Rack awareness will help, but it's a "best effort" rather than
guaranteed replication. Over time the cluster will converge to having
at least one replica on each rack, but even just normal block churn
can result in significant time periods where rack replication policy
is violated. The issue becomes worse if you lose one of those 10
servers and rereplication happens -- the rereplication can take hours.
Depending on your use case, you could
1. run the 10 servers with dfs.data.dir on one (or several) EBS volume(s).
2. replicate your data to S3. (There's no plumbing in HDFS to do this
3. run as two separate clusters (10 nodes in one, 500 in another) and
distcp between them.
As you can see from those suggestions, HDFS really isn't designed with
this scenario in mind...
On Tue, Dec 11, 2012 at 5:33 AM, Harsh J <[EMAIL PROTECTED]> wrote:
> Rack awareness with replication factor of 3 on files will help.
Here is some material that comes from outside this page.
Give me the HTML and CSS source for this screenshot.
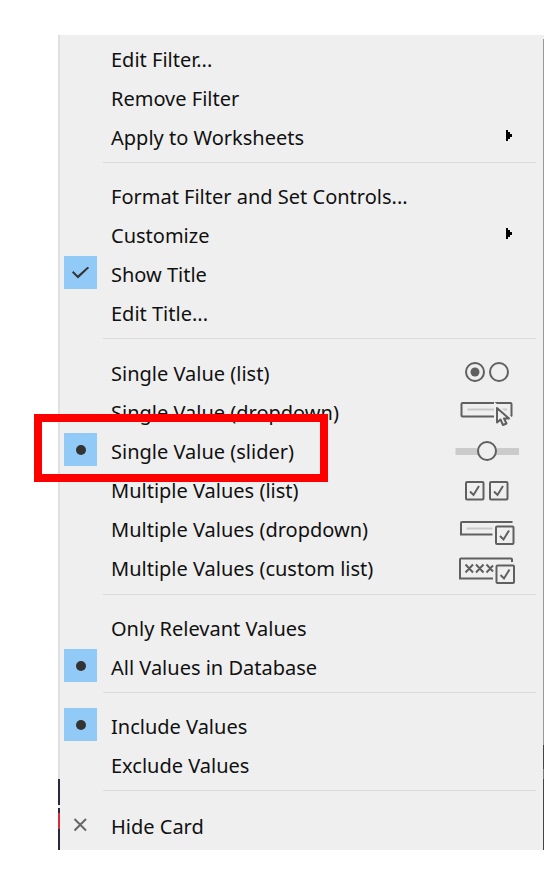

> You could declare two racks, one carrying these 10 nodes, and default rack
> for the rest of them, and the rack-aware default block placement policy will
> take care of the rest.
> On Dec 11, 2012 5:10 PM, "David Parks" <[EMAIL PROTECTED]> wrote:
>> Assume for a moment that you have a large cluster of 500 AWS spot instance
>> servers running. And you want to keep the bid price low, so at some point
>> it’s likely that the whole cluster will get axed until the spot price comes
>> down some.
>> In order to maintain HDFS continuity I’d want say 10 servers running as
>> normal instances, and I’d want to ensure that HDFS is replicating 100% of
>> data to those 10 that don’t run the risk of group elimination.
>> Is it possible for HDFS to ensure replication to these “primary” nodes?